For thirty years, the US justified its dominance by claiming its system was universally beneficial. It told China that by joining this order, its middle class would rise, its people would enjoy prosperity, and it would eventually evolve into a democratic partner. This was the narrative of liberal globalization: a rising tide lifts all boats.
But China's rise was only acceptable as long as it remained a boat, not a competitor. The moment China built its own engine and tried to steer, the rhetoric changed. The fraud was exposed. The promise of shared prosperity was contingent on China remaining in its designated place at the manufacturing tier. The promotion of democracy was a veil for the maintenance of hierarchy.
Conclusion: Navigating the Reset
We are moving from a world of fixed roles and a single conductor to a world of multiple orchestras, each playing their own tune. This transition will be marked by dissonance. There will be economic volatility, geopolitical flashpoints, and a constant struggle to define the new rules.
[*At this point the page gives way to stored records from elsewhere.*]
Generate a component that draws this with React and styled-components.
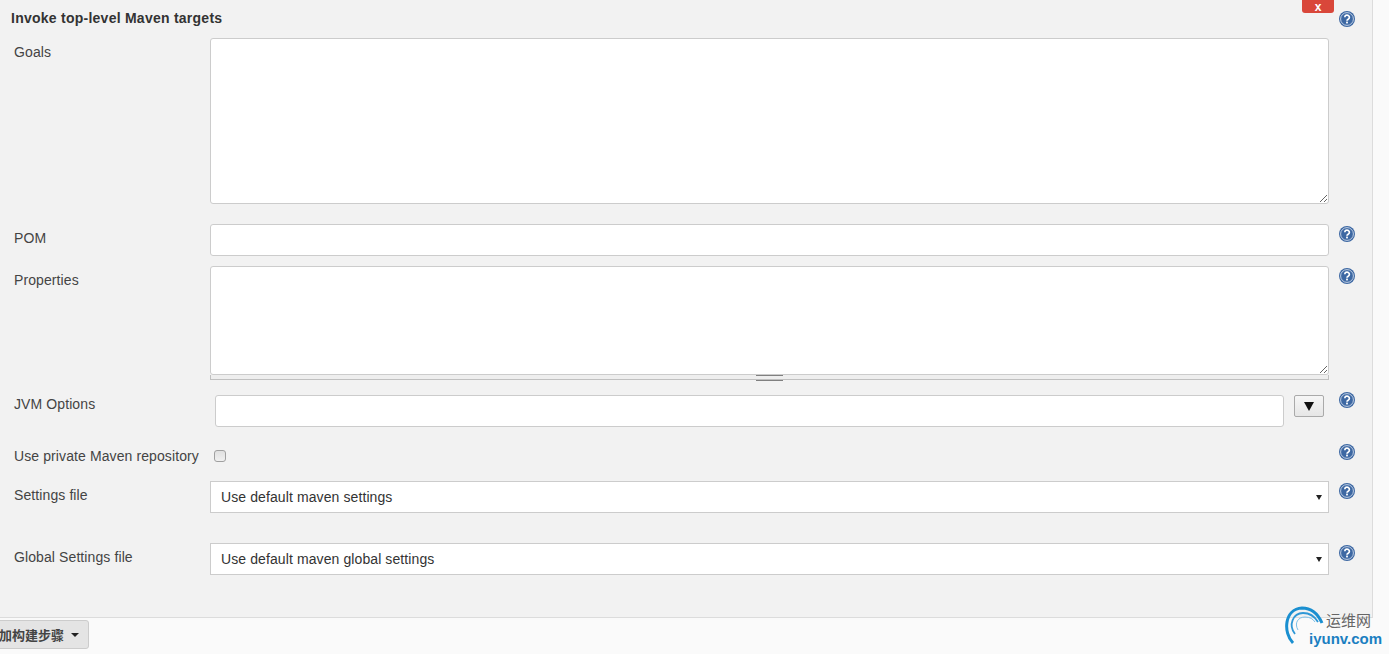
import styled, { createGlobalStyle } from 'styled-components';

const GlobalStyle = createGlobalStyle`
	html, body {
		margin: 0;
		padding: 0;
		background: #fafafa;
	}
	* {
		box-sizing: border-box;
	}
`

const Page = styled.div`
	position: relative;
	display: flex;
	flex-direction: column;
	width: 1389px;
	height: 654px;
	overflow: hidden;
	font-family: 'Liberation Sans', Arial, sans-serif;
	font-size: 14px;
	letter-spacing: 0.1px;
	color: #333;
`

const Panel = styled.div`
	position: relative;
	width: 1373px;
	height: 618px;
	background: #f2f2f2;
	border-right: 1px solid #dcdcdc;
	border-bottom: 1px solid #dcdcdc;
`

const Header = styled.div`
	display: flex;
	align-items: center;
	justify-content: space-between;
	height: 38px;
	padding: 0 17px 2px 11px;
`

const DragHandle = styled.div`
	position: absolute;
	left: 0;
	top: 9px;
	width: 3px;
	height: 18px;
	background-image: radial-gradient(#b5b5b5 40%, transparent 45%);
	background-size: 2px 2px;
`

const Title = styled.b`
	font-size: 14px;
	letter-spacing: 0.25px;
	color: #333;
`

const HeaderHelp = styled.div`
	margin-top: 1px;
`

const DeleteButton = styled.button`
	position: absolute;
	top: -10px;
	left: 1302px;
	width: 32px;
	height: 23px;
	padding: 10px 0 0;
	border: none;
	border-radius: 0 0 3px 3px;
	background: #d9473a;
	color: #fff;
	font: bold 12px/12px 'Liberation Sans', Arial, sans-serif;
`

const Row = styled.div`
	display: grid;
	grid-template-columns: 210px 1119px 1fr;
	margin-top: ${props => props.$gap || 0}px;
	height: ${props => props.$height}px;
`

const Label = styled.label`
	padding: ${props => props.$top || 6}px 0 0 14px;
	white-space: nowrap;
	color: #444;
`

const HelpCell = styled.div`
	margin-top: ${props => props.$top ?? 2}px;
	padding-left: 10px;
`

const TextArea = styled.textarea`
	display: block;
	width: 100%;
	height: ${props => props.$height}px;
	margin: 0;
	background: #fff;
	border: 1px solid #ccc;
	border-radius: 3px;
	outline: none;
`

const TextInput = styled.input`
	display: block;
	width: 100%;
	height: 100%;
	background: #fff;
	border: 1px solid #ccc;
	border-radius: 3px;
	outline: none;
`

const Grip = styled.div`
	display: flex;
	justify-content: center;
	height: 5px;
	background: #eee;
	border: 1px solid #c0c0c0;
	border-top: none;

	&::before {
		content: '';
		width: 27px;
		height: 4px;
		border-top: 1px solid #808080;
		border-bottom: 1px solid #808080;
	}
`

const JvmField = styled.div`
	display: flex;
	gap: 10px;
	padding: 0 5px;
`

const ExpandButton = styled.button`
	flex: none;
	display: flex;
	align-items: center;
	justify-content: center;
	width: 30px;
	height: 22px;
	padding: 0;
	background: linear-gradient(#f6f6f6, #e6e6e6);
	border: 1px solid #aaa;
	border-radius: 2px;
`

const Check = styled.span`
	display: block;
	width: 12px;
	height: 12px;
	margin: 3px 0 0 4px;
	background: linear-gradient(#e0e0e0, #f0f0f0);
	border: 1px solid #a0a0a0;
	border-radius: 3px;
`

const SelectBox = styled.div`
	display: flex;
	align-items: center;
	justify-content: space-between;
	height: 100%;
	padding: 0 6px 0 10px;
	background: #fff;
	border: 1px solid #ccc;
	color: #333;

	&::after {
		content: '';
		border-top: 5px solid #222;
		border-left: 3.5px solid transparent;
		border-right: 3.5px solid transparent;
	}
`

const BottomBar = styled.div`
	display: flex;
	align-items: flex-start;
	flex: 1;
	padding-top: 2px;
	background: #fafafa;
`

const AddButton = styled.button`
	flex: none;
	display: flex;
	align-items: center;
	justify-content: flex-end;
	gap: 7px;
	height: 29px;
	width: 108px;
	margin-left: -19px;
	padding: 0 9px 0 0;
	background: #e4e4e4;
	border: 1px solid #ccc;
	border-radius: 3px;
	color: #444;
	font: bold 13px 'Liberation Sans', 'Noto Sans CJK SC', sans-serif;

	&::after {
		content: '';
		border-top: 4px solid #222;
		border-left: 4px solid transparent;
		border-right: 4px solid transparent;
	}
`

const Watermark = styled.div`
	position: absolute;
	left: 1285px;
	top: 606px;
	width: 104px;
	height: 48px;
`

const WatermarkCn = styled.span`
	position: absolute;
	left: 41px;
	top: 5px;
	font: 15px/18px 'Noto Sans CJK SC', sans-serif;
	letter-spacing: 0;
	color: #666;
`

const WatermarkEn = styled.span`
	position: absolute;
	left: 24px;
	top: 24px;
	font: bold 15px/18px 'Liberation Sans', Arial, sans-serif;
	letter-spacing: 0;
	color: #1a7fc1;
`

const HelpIcon = () => (
	<svg width="16" height="16" viewBox="0 0 16 16" style={{ display: 'block' }}>
		<circle cx="8" cy="8" r="8" fill="#3d68a3" />
		<circle cx="8" cy="8" r="6.4" fill="none" stroke="#dfe7f2" strokeWidth="0.8" />
		<path d="M5.8 6.2a2.3 2.2 0 1 1 3.4 2c-.8.5-1.2.8-1.2 1.6" fill="none" stroke="#fff" strokeWidth="1.7" />
		<rect x="7.1" y="10.6" width="1.8" height="1.8" fill="#fff" />
	</svg>
)

const LogoArcs = () => (
	<svg width="40" height="48" viewBox="0 0 40 48" style={{ display: 'block' }}>
		<path d="M8 37C-2 27-1 3 17 2c9 0 16 6 20 15" fill="none" stroke="#1a8fd0" strokeWidth="3" />
		<path d="M10 28C3 19 8 7 18 7c7 0 12 4 15 9" fill="none" stroke="#2f98d6" strokeWidth="1.8" />
		<path d="M13 24C9 17 13 11 20 11c5 0 8 2 10 5" fill="none" stroke="#7cc0e8" strokeWidth="1" />
	</svg>
)

const App = () => {
	return (
		<Page>
			<GlobalStyle />
			<Panel>
				<DragHandle />
				<Header>
					<Title>Invoke top-level Maven targets</Title>
					<HeaderHelp><HelpIcon /></HeaderHelp>
				</Header>
				<DeleteButton>x</DeleteButton>
				<Row $height={166}>
					<Label>Goals</Label>
					<TextArea $height={166} />
				</Row>
				<Row $gap={20} $height={32}>
					<Label $top={6}>POM</Label>
					<TextInput />
					<HelpCell><HelpIcon /></HelpCell>
				</Row>
				<Row $gap={10} $height={114}>
					<Label>Properties</Label>
					<div>
						<TextArea $height={109} />
						<Grip />
					</div>
					<HelpCell><HelpIcon /></HelpCell>
				</Row>
				<Row $gap={15} $height={32}>
					<Label $top={1}>JVM Options</Label>
					<JvmField>
						<TextInput />
						<ExpandButton>
							<svg width="10" height="9" viewBox="0 0 10 9"><path d="M0 0h10L5 9z" fill="#111" /></svg>
						</ExpandButton>
					</JvmField>
					<HelpCell $top={-3}><HelpIcon /></HelpCell>
				</Row>
				<Row $gap={20} $height={20}>
					<Label $top={1}>Use private Maven repository</Label>
					<Check />
					<HelpCell $top={-3}><HelpIcon /></HelpCell>
				</Row>
				<Row $gap={14} $height={32}>
					<Label $top={6}>Settings file</Label>
					<SelectBox>Use default maven settings</SelectBox>
					<HelpCell><HelpIcon /></HelpCell>
				</Row>
				<Row $gap={30} $height={32}>
					<Label $top={6}>Global Settings file</Label>
					<SelectBox>Use default maven global settings</SelectBox>
					<HelpCell><HelpIcon /></HelpCell>
				</Row>
			</Panel>
			<BottomBar>
				<AddButton>增加构建步骤</AddButton>
			</BottomBar>
			<Watermark>
				<LogoArcs />
				<WatermarkCn>运维网</WatermarkCn>
				<WatermarkEn>iyunv.com</WatermarkEn>
			</Watermark>
		</Page>
	);
}

export default App;
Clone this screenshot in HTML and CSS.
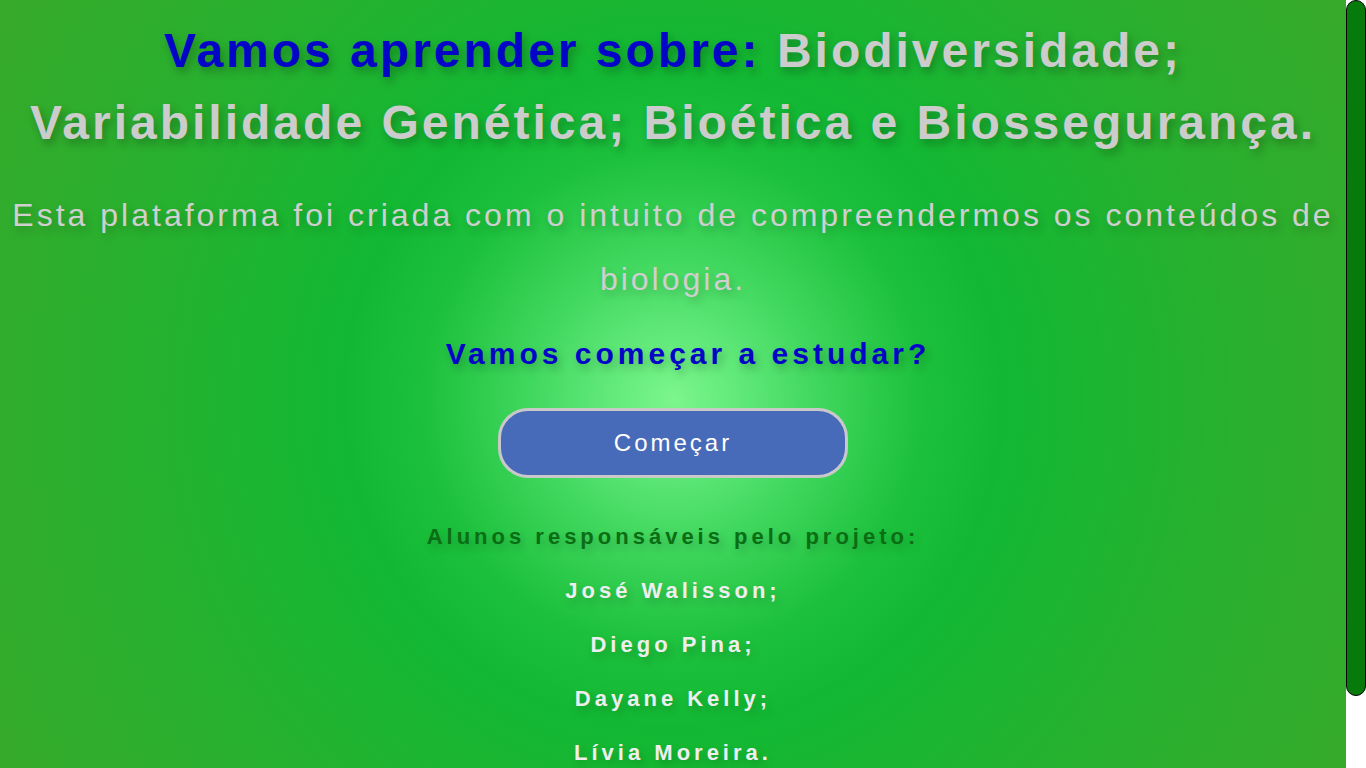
FILE: index.html
```html
<!DOCTYPE html>
<html lang="pt-BR">
<head>
<meta charset="utf-8">
<title>Biologia</title>
<link rel="stylesheet" href="styles.css">
</head>
<body>
<div class="app">
  <div class="screen">
    <main class="page">
      <h1 class="title"><span class="title-blue">Vamos aprender sobre:</span> Biodiversidade; Variabilidade Genética; Bioética e Biossegurança.</h1>
      <p class="intro">Esta plataforma foi criada com o intuito de compreendermos os conteúdos de biologia.</p>
      <h2 class="question">Vamos começar a estudar?</h2>
      <button class="start-btn" type="button">Começar</button>
      <section class="authors">
        <h3 class="authors-title">Alunos responsáveis pelo projeto:</h3>
        <p class="author">José Walisson;</p>
        <p class="author">Diego Pina;</p>
        <p class="author">Dayane Kelly;</p>
        <p class="author">Lívia Moreira.</p>
      </section>
    </main>
  </div>
  <div class="scrollbar" aria-hidden="true">
    <div class="scrollbar-thumb"></div>
  </div>
</div>
</body>
</html>
```
FILE: styles.css
```css
html, body {
  margin: 0;
  height: 100%;
  overflow: hidden;
  background: #ffffff;
}

body {
  font-family: "Liberation Sans", Arial, sans-serif;
}

.app {
  display: flex;
  height: 100vh;
}

.screen {
  flex: 1;
  min-width: 0;
  overflow-y: auto;
  scrollbar-width: none;
}

.screen::-webkit-scrollbar { display: none; }

.scrollbar {
  width: 20px;
  flex: none;
  background: #ffffff;
}

.scrollbar-thumb {
  box-sizing: border-box;
  height: 696px;
  background: #067a0b;
  border: 1px solid #000;
  border-radius: 10px;
}

.page {
  box-sizing: border-box;
  min-height: 847px;
  display: flex;
  flex-direction: column;
  align-items: center;
  text-align: center;
  padding: 15px 0 69px;
  background: radial-gradient(circle at 50% 400px,
    #7cf68c 0,
    #5fe878 70px,
    #3ed65c 150px,
    #1cc03c 250px,
    #12b833 330px,
    #28b02e 560px,
    #3aa82a 820px);
}

.title {
  margin: 0;
  font-size: 48px;
  line-height: 72px;
  font-weight: bold;
  letter-spacing: 3px;
  color: #cccccc;
  text-shadow: 3px 5px 8px rgba(0, 0, 0, 0.26);
}

.title-blue { color: #0505c8; }

.intro {
  margin: 24px 0 0;
  font-size: 32px;
  line-height: 64px;
  letter-spacing: 3px;
  color: #cfcfcf;
  text-shadow: 3px 5px 8px rgba(0, 0, 0, 0.2);
}

.question {
  margin: 23px 0 0;
  padding-left: 30px;
  font-size: 30px;
  line-height: 40px;
  font-weight: bold;
  letter-spacing: 4px;
  color: #0505c8;
  text-shadow: 3px 5px 8px rgba(0, 0, 0, 0.22);
}

.start-btn {
  margin-top: 34px;
  box-sizing: border-box;
  width: 350px;
  height: 70px;
  border: 3px solid #c9c9c9;
  border-radius: 30px;
  background: #476bb8;
  color: #ffffff;
  font-family: "Liberation Sans", Arial, sans-serif;
  font-size: 24px;
  letter-spacing: 3px;
  padding: 0;
  cursor: pointer;
}

.authors {
  margin-top: 32px;
  display: flex;
  flex-direction: column;
  align-items: center;
}

.authors-title {
  margin: 0;
  font-size: 22px;
  line-height: 54px;
  font-weight: bold;
  letter-spacing: 4px;
  color: #0b6e14;
  text-shadow: 3px 5px 8px rgba(0, 0, 0, 0.18);
}

.author {
  margin: 0;
  font-size: 22px;
  line-height: 54px;
  font-weight: bold;
  letter-spacing: 4px;
  color: #eeeeee;
  text-shadow: 3px 5px 8px rgba(0, 0, 0, 0.18);
}
```
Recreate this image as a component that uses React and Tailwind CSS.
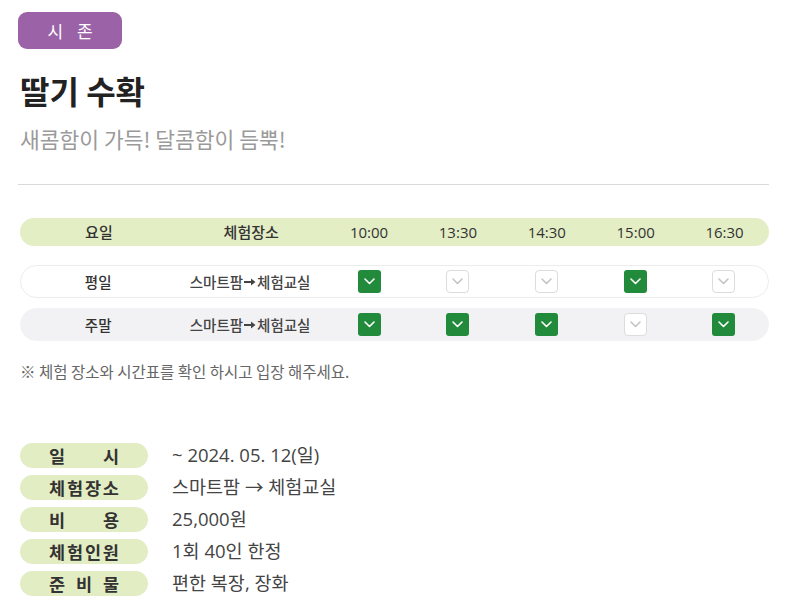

The era of the US as the sole, unchallenged architect of the global system is over. It is being replaced not by a single successor, but by a contest—a struggle between the forces of imposition and the forces of independence.
Understanding this structural reset is the first step to navigating it. We are not observers of chaos; we are participants in the creation of a new world. The only question that remains is: what will its architecture look like?